Photocredit: Ferdinando Scianna, Bagheria
Fì, quefto è il tempo delle fanfole!
Quando Fosco Maraini porta la metasemantica in Italia si trova al termine di lunghe traversate. Il viaggio in Tibet con l’orientalista Giuseppe Tucci. Il trasferimento in Giappone con la famiglia dove fu internato nel 1946 in un campo a Nagoya per aver negato la fiducia al regime fascista, tagliandosi un mignolo in pubblico. Da qui nascono opere come Segreto Tibet, Ore giapponesi o Gli ultimi pagani.
Una svolta linguistica, come si dice, dal 1956 darà vita a Nuvolario. Principii di nubignosia (Semar 1995), il primo studio metasemantico sulle nuvole spacciato per scientifica analisi delle chiazze corpuscolari celesti. Le parole con un suono familiare rimandano ad un significato che non dipende da loro ma dall’effetto sonoro che creano insieme. Viaggiatore, poeta, etnologo e linguista, Maraini teorizza gli esperimenti già avviati da Lewis Carrol e Cortàzar, il quale aveva descritto, sua bontà, un amplesso metasemantico ne Il gioco del mondo:
[…] avvolpati nella cresta del morelio, si sentivano balparamare, perlacei e marili. Tremava il troc, erano vinte le marpenne e tutto si ressogliva in un profondo pinnice ( J.Cortàzar, Il gioco del mondo, Einaudi, p. 352)
Ecco a voi in due parole una dimostrazione sana dei risultati indegni ed esilaranti goduti dal nonsense. Il significato intuito dal suono di una parola è amplificabile all’infinito, più di quanto lo diventi attraverso la fedeltà dei vocabolari.
Fosco Maraini sposa Topazia Alliata di Salaparuta, una nobile pittrice siciliana, da cui nacque la scrittrice Dacia e anche il vino, Duca di Salaparuta. Tornati dal Giappone, vissero nella Villa di Valguarnera a Bagheria, luoghi avvinghiati alle "mascherate di corte". Nel 1966 arriva Le fanfole. Esperimenti di poesia meta semantica, da poco riedito con musiche di Stefano Bollani e recitazione di Massimo Altomare.
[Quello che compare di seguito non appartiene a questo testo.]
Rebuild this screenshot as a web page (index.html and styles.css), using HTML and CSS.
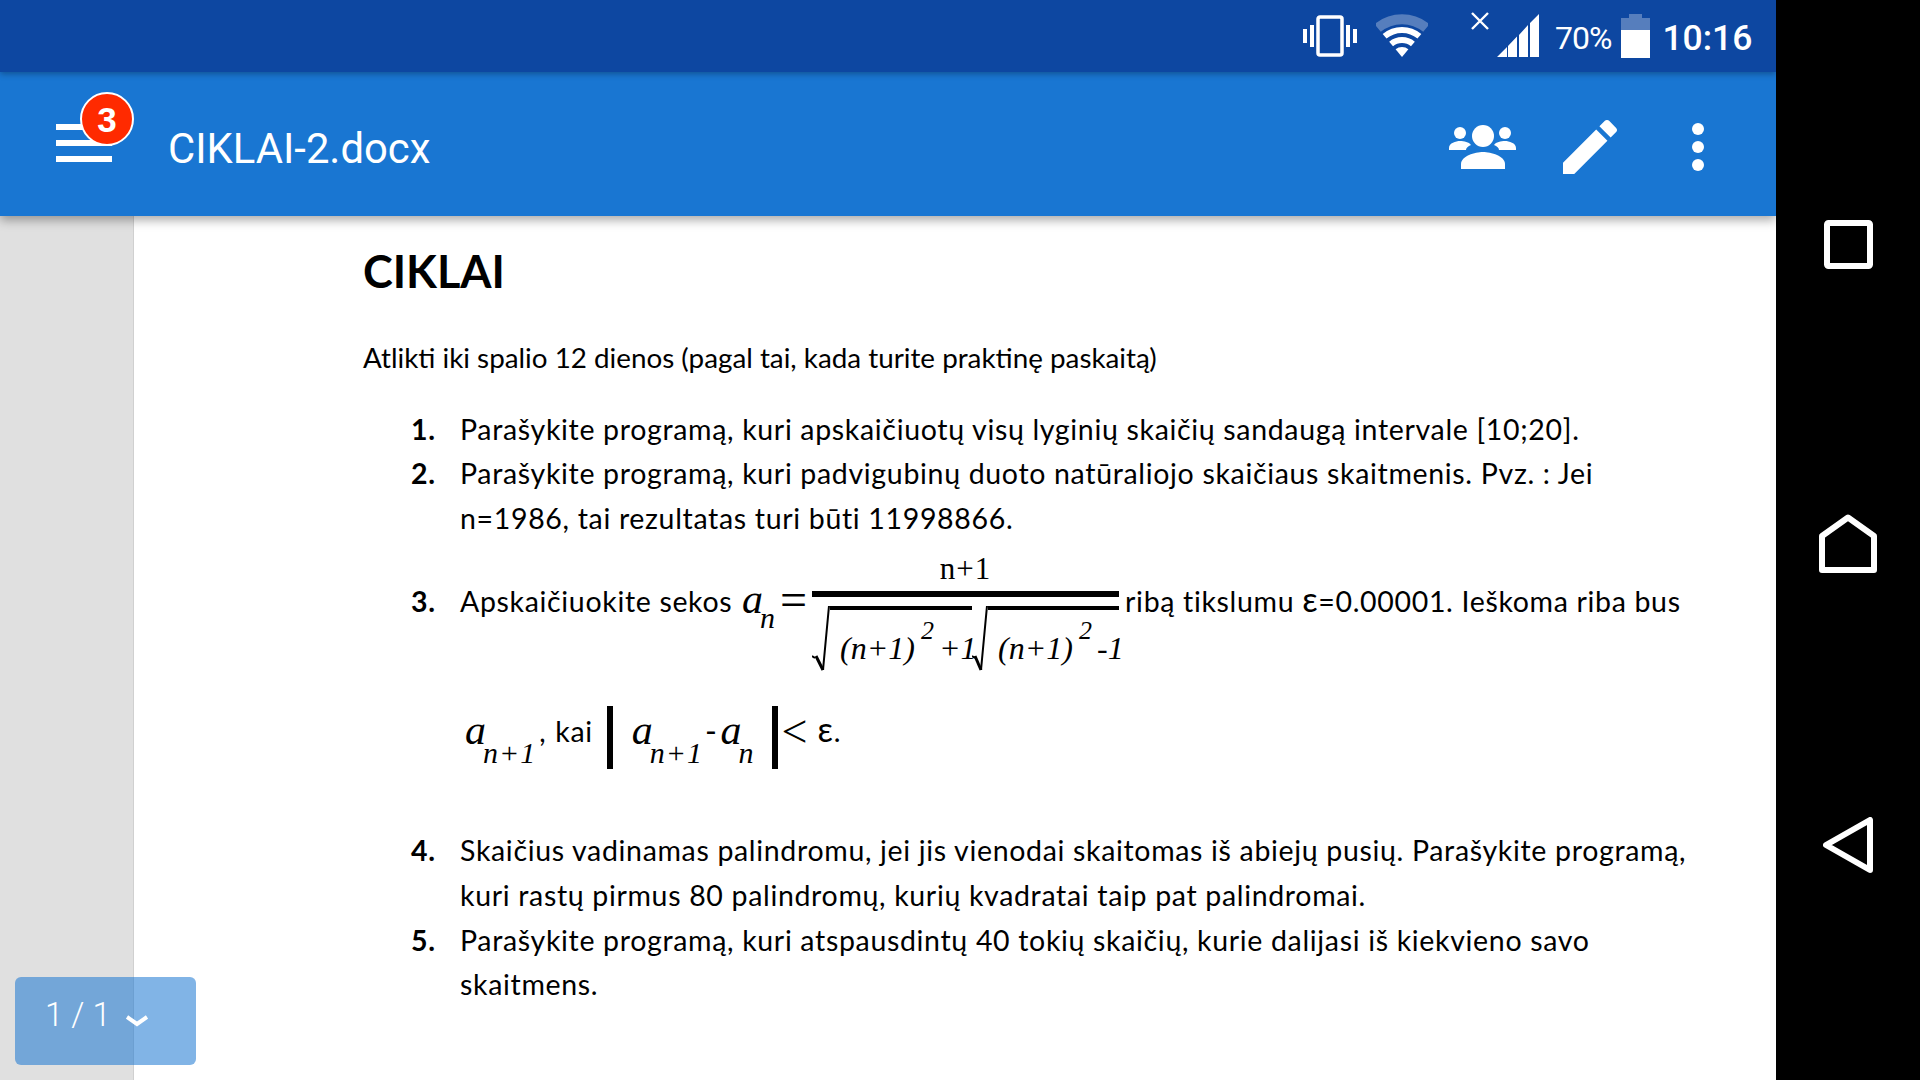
FILE: index.html
```html
<!DOCTYPE html>
<html>
<head>
    <title>CIKLAI-2.docx</title>
    <link rel="stylesheet" href="styles.css">
</head>
<body>
<div class="screen">
    <div class="phone">
        <div class="status-bar">
            <svg class="ico-vibrate" width="55" height="42" viewBox="0 0 55 42"><rect x="15" y="2" width="24" height="38" rx="2" fill="none" stroke="#fff" stroke-width="3.5"/><path fill="#fff" d="M0 14h4v14H0zM7 10h4v22H7zM43 10h4v22h-4zM50 14h4v14h-4z"/></svg>
            <svg class="ico-wifi" width="52" height="44" viewBox="0 0 52 44"><g fill="none" stroke="#fff"><path stroke-opacity=".3" stroke-width="10" d="M1.6 14A38 38 0 0 1 50.4 14"/><path stroke-width="6" d="M8.6 22.3A27 27 0 0 1 43.4 22.3"/><path stroke-width="6" d="M15.1 30A17 17 0 0 1 36.9 30"/></g><path fill="#fff" d="M26 43L19.6 35.3A10 10 0 0 1 32.4 35.3z"/></svg>
            <svg class="ico-x" width="18" height="18" viewBox="0 0 18 18"><path stroke="#fff" stroke-width="2.4" d="M1 1l16 16M17 1L1 17"/></svg>
            <svg class="ico-signal" width="42" height="43" viewBox="0 0 42 43"><path fill="#fff" d="M0 43L10 33V43zM11 43V32L20 22.500V43zM22 43V21L31 11V43zM33 43V9L42 0V43z"/></svg>
            <span class="battery-text">70%</span>
            <svg class="ico-battery" width="29" height="44" viewBox="0 0 29 44"><path fill="#fff" fill-opacity=".3" d="M8 0h13v4h8v12H0V4h8z"/><path fill="#fff" d="M0 16h29v28H0z"/></svg>
            <span class="clock">10:16</span>
        </div>
        <div class="app-bar">
            <div class="menu-btn">
                <span class="menu-line"></span>
                <span class="menu-line"></span>
                <span class="menu-line"></span>
                <span class="badge">3</span>
            </div>
            <div class="doc-title">CIKLAI-2.docx</div>
            <div class="actions">
                <svg width="67" height="44" viewBox="0 0 67 44"><g fill="#fff"><circle cx="34" cy="11" r="11"/><path d="M12 44v-5c0-8 14-12 22-12s22 4 22 12v5z"/><circle cx="11" cy="8" r="6"/><circle cx="56" cy="8" r="6"/><path d="M0 25v-2c0-5 7-7 11-7 4 0 9 1 11 4-3 1-5 3-5 5z"/><path d="M67 25v-2c0-5-7-7-11-7-4 0-9 1-11 4 3 1 5 3 5 5z"/></g></svg>
                <svg class="ico-pencil" width="54" height="54" viewBox="3 3 18 18"><path fill="#fff" d="M3 17.25V21h3.750L17.810 9.940l-3.750-3.750L3 17.250zM20.710 7.040c.39-.39.39-1.020 0-1.410l-2.340-2.340c-.39-.39-1.020-.39-1.410 0l-1.830 1.830 3.750 3.750 1.830-1.830z"/></svg>
                <svg class="ico-more" width="12" height="48" viewBox="0 0 12 48"><g fill="#fff"><circle cx="6" cy="6" r="6"/><circle cx="6" cy="24" r="6"/><circle cx="6" cy="42" r="6"/></g></svg>
            </div>
        </div>
        <div class="viewer">
            <div class="gutter"></div>
            <div class="page">
                <h1>CIKLAI</h1>
                <p class="intro">Atlikti iki spalio 12 dienos (pagal tai, kada turite praktinę paskaitą)</p>
                <ol class="tasks">
                    <li><div>Parašykite programą, kuri apskaičiuotų visų lyginių skaičių sandaugą intervale [10;20].</div></li>
                    <li><div>Parašykite programą, kuri padvigubinų duoto natūraliojo skaičiaus skaitmenis. Pvz. : Jei n=1986, tai rezultatas turi būti 11998866.</div></li>
                    <li class="task-formula">
                        <div>
                            <div class="formula-line">
                                <span class="formula-lead">Apskaičiuokite sekos</span>
                                <span class="math-a first-a">a</span><span class="math-sub">n</span>
                                <span class="equals">=</span>
                                <div class="fraction">
                                    <div class="numerator">n+1</div>
                                    <div class="fraction-bar"></div>
                                    <div class="denominator">
                                        <svg class="radical" width="18" height="65" viewBox="0 0 18 65"><path fill="none" stroke="#000" stroke-width="2" d="M0 50l3 2M17 0L11 64"/><path fill="none" stroke="#000" stroke-width="3" d="M4 50l7 14"/></svg>
                                        <div class="radicand first">(n+1)<sup>2</sup><span class="tail">+1</span></div>
                                        <svg class="radical" width="16" height="65" viewBox="2 0 16 65"><path fill="none" stroke="#000" stroke-width="2" d="M2 50l3 2M17 0L11 64"/><path fill="none" stroke="#000" stroke-width="3" d="M5 50l6 14"/></svg>
                                        <div class="radicand second">(n+1)<sup>2</sup><span class="tail">-1</span></div>
                                    </div>
                                </div>
                                <span class="after-fraction">ribą tikslumu <span class="eps">ε</span>=0.00001. Ieškoma riba bus</span>
                            </div>
                            <div class="limit-line">
                                <span class="math-a">a</span><span class="math-sub">n+1</span><span class="comma">,</span>
                                <span class="kai">kai</span>
                                <span class="abs-bar left"></span>
                                <span class="math-a">a</span><span class="math-sub">n+1</span><span class="minus">-</span><span class="math-a">a</span><span class="math-sub">n</span>
                                <span class="abs-bar right"></span>
                                <span class="less">&lt;</span>
                                <span class="epsilon"><span class="eps">ε</span>.</span>
                            </div>
                        </div>
                    </li>
                    <li><div>Skaičius vadinamas palindromu, jei jis vienodai skaitomas iš abiejų pusių. Parašykite programą, kuri rastų pirmus 80 palindromų, kurių kvadratai taip pat palindromai.</div></li>
                    <li><div>Parašykite programą, kuri atspausdintų 40 tokių skaičių, kurie dalijasi iš kiekvieno savo skaitmens.</div></li>
                </ol>
            </div>
            <div class="page-pill">
                <span>1 / 1</span>
                <svg width="22" height="12" viewBox="0 0 22 12"><path fill="none" stroke="#fff" stroke-width="4" d="M1 2l10 7 10-7"/></svg>
            </div>
        </div>
    </div>
    <div class="nav-bar">
        <svg class="nav-square" width="49" height="49" viewBox="0 0 49 49"><rect x="3" y="3" width="43" height="43" rx="1.500" fill="none" stroke="#fff" stroke-width="6" stroke-linejoin="round"/></svg>
        <svg class="nav-home" width="58" height="59" viewBox="0 0 58 59"><path fill="none" stroke="#fff" stroke-width="6" stroke-linejoin="round" d="M3 56V22L29 3.500 55 22V56z"/></svg>
        <svg class="nav-back" width="50" height="56" viewBox="0 0 50 56"><path fill="none" stroke="#fff" stroke-width="6" stroke-linejoin="round" d="M47 3V53L3 28z"/></svg>
    </div>
</div>
</body>
</html>
```

FILE: styles.css
```css
* {
    box-sizing: border-box;
}
html, body {
    margin: 0;
    padding: 0;
    background: #000;
    overflow: hidden;
}
.screen {
    display: flex;
    width: 1920px;
    height: 1080px;
}
.phone {
    width: 1776px;
    display: flex;
    flex-direction: column;
}

/* status bar */
.status-bar {
    height: 72px;
    flex: none;
    background: #0d47a1;
    display: flex;
    align-items: flex-start;
    color: #fff;
    font-family: Roboto, sans-serif;
    padding-left: 1303px;
    box-shadow: 0 2px 6px rgba(0, 0, 0, .3);
    position: relative;
    z-index: 3;
}
.ico-vibrate { margin-top: 15px; }
.ico-wifi { margin: 14px 0 0 18px; }
.ico-x { margin: 12px 0 0 43px; }
.ico-signal { margin: 14px 0 0 8px; }
.battery-text {
    font-size: 32px;
    line-height: 72px;
    margin: 2px 0 0 16px;
    letter-spacing: -1px;
}
.ico-battery { margin: 14px 0 0 10px; }
.clock {
    font-size: 35.500px;
    font-weight: 500;
    line-height: 72px;
    margin: 2px 0 0 12px;
}

/* app bar */
.app-bar {
    height: 144px;
    flex: none;
    background: #1976d2;
    display: flex;
    align-items: center;
    color: #fff;
    font-family: Roboto, sans-serif;
    padding-left: 56px;
    box-shadow: 0 4px 10px rgba(0, 0, 0, .35);
    position: relative;
    z-index: 2;
}
.menu-btn {
    width: 56px;
    margin-top: -2px;
    display: flex;
    flex-direction: column;
    gap: 10px;
    position: relative;
}
.menu-line {
    height: 6px;
    background: #fff;
}
.badge {
    position: absolute;
    left: 24px;
    top: -32px;
    width: 54px;
    height: 54px;
    border-radius: 50%;
    border: 2px solid #fff;
    background: #ff2a00;
    font-family: "Liberation Sans", sans-serif;
    font-weight: bold;
    font-size: 35px;
    line-height: 51px;
    text-align: center;
}
.doc-title {
    margin-left: 56px;
    margin-top: 8px;
    font-size: 41.800px;
    font-weight: 400;
}
.actions {
    margin-left: auto;
    margin-right: 72px;
    margin-top: 5px;
    display: flex;
    align-items: center;
}
.ico-pencil { margin-left: 47px; }
.ico-more { margin-left: 75px; }

/* document */
.viewer {
    flex: 1;
    display: flex;
    position: relative;
    overflow: hidden;
    background: #fff;
}
.gutter {
    width: 134px;
    flex: none;
    background: #e0e0e0;
    border-right: 1px solid #d0d0d0;
}
.page {
    flex: 1;
    padding: 28px 0 0 229px;
    color: #000;
    font-family: Lato, "Open Sans", sans-serif;
    font-size: 27.800px;
    line-height: 44.600px;
}
h1 {
    margin: 0;
    font-size: 45px;
    line-height: 54px;
    font-weight: bold;
}
.intro {
    margin: 38px 0 0;
}
.tasks {
    list-style: none;
    counter-reset: task;
    margin: 26px 0 0;
    padding: 0 0 0 48px;
    width: 1337px;
    font-size: 28.500px;
    letter-spacing: .67px;
}
.tasks li {
    display: flex;
    counter-increment: task;
}
.tasks li::before {
    content: counter(task) ".";
    flex: none;
    width: 49px;
    font-weight: bold;
}
.task-formula::before {
    margin-top: 39px;
}

/* formula */
.formula-line {
    display: flex;
    align-items: flex-start;
    height: 158px;
    padding-top: 2px;
    white-space: nowrap;
}
.formula-lead {
    width: 267px;
    flex: none;
    margin-top: 37px;
}
.math-a, .math-sub, .radicand, .numerator, .equals, .less {
    font-family: "Liberation Serif", serif;
    letter-spacing: 0;
}
.math-a {
    font-style: italic;
    font-size: 42px;
    line-height: 44px;
}
.math-sub {
    font-style: italic;
    font-size: 30px;
    line-height: 30px;
    letter-spacing: 1px;
    margin-left: -3px;
}
.first-a {
    margin: 35px 0 0 15px;
}
.formula-line .math-sub {
    margin-top: 61px;
}
.equals {
    font-size: 48px;
    line-height: 44px;
    margin: 36px 0 0 4px;
}
.fraction {
    width: 307px;
    margin-left: 5px;
    flex: none;
}
.numerator {
    text-align: center;
    font-size: 31px;
    line-height: 34px;
    height: 39px;
    margin-top: 10px;
    letter-spacing: 1px;
}
.fraction-bar {
    height: 6px;
    background: #000;
}
.denominator {
    display: flex;
    margin-top: 9px;
}
.radical {
    flex: none;
}
.radicand {
    border-top: 4px solid #000;
    height: 54px;
    font-style: italic;
    font-size: 32px;
    line-height: 76px;
    padding-left: 10px;
    white-space: nowrap;
    flex: none;
}
.radicand.first {
    width: 142px;
}
.radicand.second {
    width: 131px;
}
.radicand sup {
    font-size: 26px;
    line-height: 0;
    vertical-align: 20px;
    margin-left: 6px;
}
.tail {
    margin-left: 5px;
}
.after-fraction {
    margin: 37px 0 0 6px;
}
.eps {
    font-size: 34px;
    line-height: 0;
}
.limit-line {
    display: flex;
    align-items: flex-start;
    height: 130px;
    white-space: nowrap;
    padding: 8px 0 0 5px;
}
.limit-line .math-a {
    margin-top: 2px;
}
.limit-line .math-sub {
    margin-top: 32px;
}
.comma {
    margin: 3px 0 0 3px;
    font-size: 28px;
}
.kai {
    margin: 3px 0 0 9px;
}
.abs-bar {
    width: 6px;
    height: 63px;
    background: #000;
}
.abs-bar.left {
    margin: 0 19px 0 14px;
}
.abs-bar.right {
    margin: 0 4px 0 17px;
}
.minus {
    margin: 3px 3px 0 2px;
    font-size: 32px;
}
.less {
    font-size: 46px;
    line-height: 44px;
    margin-top: 4px;
}
.epsilon {
    margin: 3px 0 0 10px;
}

/* page indicator */
.page-pill {
    position: absolute;
    left: 15px;
    bottom: 15px;
    width: 181px;
    height: 88px;
    border-radius: 6px;
    background: rgba(25, 118, 210, .55);
    color: #fff;
    font-family: Roboto, sans-serif;
    font-weight: 300;
    font-size: 33px;
    display: flex;
    align-items: flex-start;
    padding: 18px 0 0 30px;
}
.page-pill svg {
    margin: 20px 0 0 15px;
}

/* nav bar */
.nav-bar {
    width: 144px;
    position: relative;
    background: #000;
}
.nav-bar svg {
    position: absolute;
}
.nav-square { left: 48px; top: 220px; }
.nav-home { left: 43px; top: 514px; }
.nav-back { left: 47px; top: 817px; }
```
Una raccolta di poesie senza referente, aggrottate nelle spirali del suono puro:
Il lonfo
Il lonfo non vaterca né gluisce
e molto raramente barigatta,
ma quando soffia il bego a bisce bisce
sdilenca un poco, e gnagio s’archipatta.
È frusco il lonfo! È pieno di lupigna
arrafferia malversa e sofolenta!
Se cionfi ti sbiduglia e t’arrupigna
se lugri ti botalla e ti criventa.
Eppure il vecchio lonfo ammargelluto
che bete e zugghia e fonca nei trombazzi
fa lègica busìa, fa gisbuto;
e quasi quasi, in segno di sberdazzi
gli affarfaresti un gniffo. Ma lui zuto
t’alloppa, ti sbernecchia; e tu l’accazzi.
Gigi Proietti la mette in scena. Fosco ne fa una filosofia. La Gnosi delle Fanfole avverte che la scrittura vive attraverso un effetto di sensazione, un intendersi inconscio, efficace ma obbligatoriamente superficiale, innocuo. Il trauma sta tutto nello straniamento provocato da una lingua sconosciuta. Una volta però entrati nella gnosi, nessun senso va saputo, conosciuto. Ogni cosa chiede solo il suo banale ri-conoscimento cacofonico. Dopo tutto, un generatore di lonfo-termini è il parto doloroso di ogni storia violata. Folata.